Strait-Jacket's boffo box office brought Castle and Crawford back together a year later for I Saw What You Did (1965). Based on mystery writer Ursula Curtiss' 1963 novel Out of the Dark, the film is a prescient and forward-looking excursion into the horror subcategory of teen terror. Although the body count here is exceedingly small (no contemporary cinematic UnSub would dare call it a night after only two kills), it's not difficult to discern the blueprint for such classics of the "slasher" cycle as Bob Clark's Black Christmas (1974), John Carpenter's Halloween (1978), Fred Walton's When a Stranger Calls (1979) and Wes Craven's Scream (1996) in this tale of high school-aged prank callers who prey on the wrong guy. (The film's precredit scene, a telephone conversation between juvenile leads Andi Garrett and Sara Lane, looks as though it were shot through the eyeholes of Michael Myers' Halloween mask.)
Joan Crawford worked only four days on I Saw What You Did and was paid $50,000, plus a percentage of the profits. Besides the favorable deal terms, she accepted the part because it kept her in the public eye and was better than most of the scripts she was being offered.

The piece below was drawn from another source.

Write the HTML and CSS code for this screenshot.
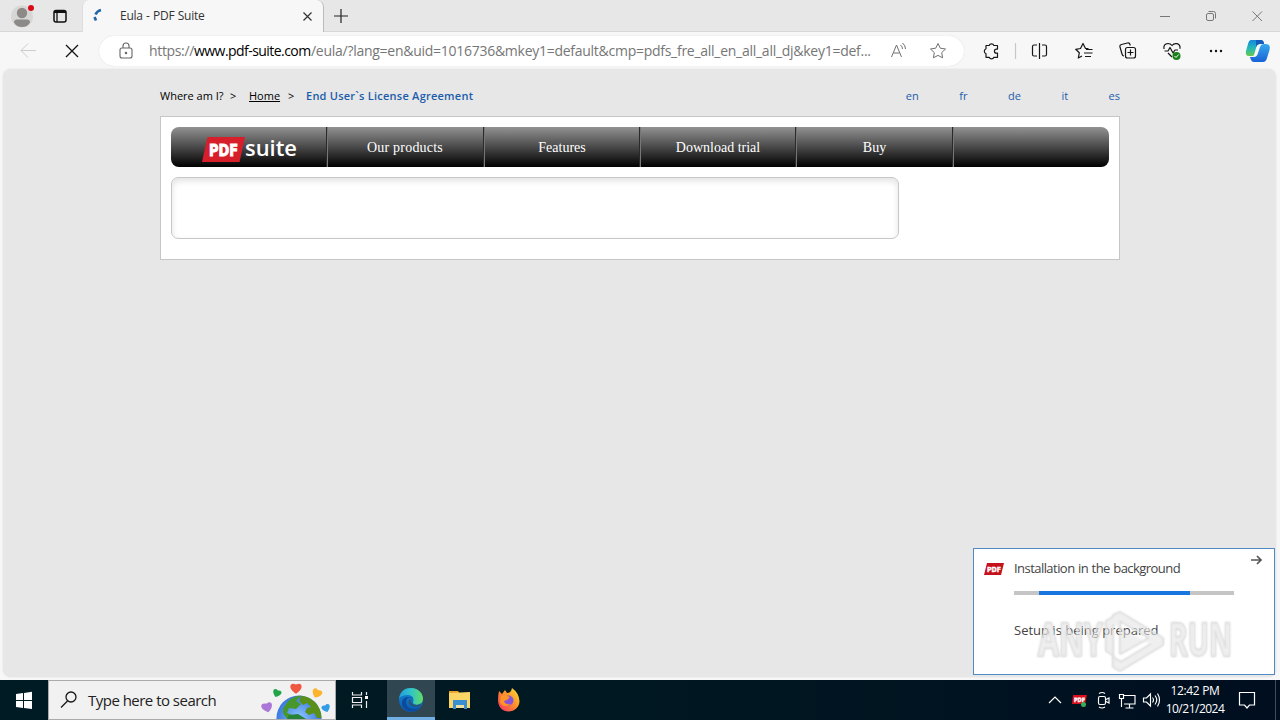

During the filming of I Saw What You Did Crawford took nips from her ever present flask of vodka during breaks and it obviously shows in her performance in certain scenes. Andi Garrett, who plays Libby in the film, was completely intimidated by her scene with Joan and was genuinely terrified when the older actress attacked her, pulling her hair and dragging her to the car in their big dramatic scene.
When an interviewer asked Joan why she was making I Saw What You Did, she replied, "Because I think the film will have a terrific identity with parents and audiences." George Cukor, who had known Joan for years and directed her in numerous films at MGM, later said, "Of course she rationalized what she did. Joan even lied to herself. She would write to me about these pictures, actually believing that they were quality scripts. You could never tell her they were garbage. She was a star, and this was her next picture. She had to keep working, as did Bette [Davis]. The two of them spawned a regrettable cycle in motion pictures."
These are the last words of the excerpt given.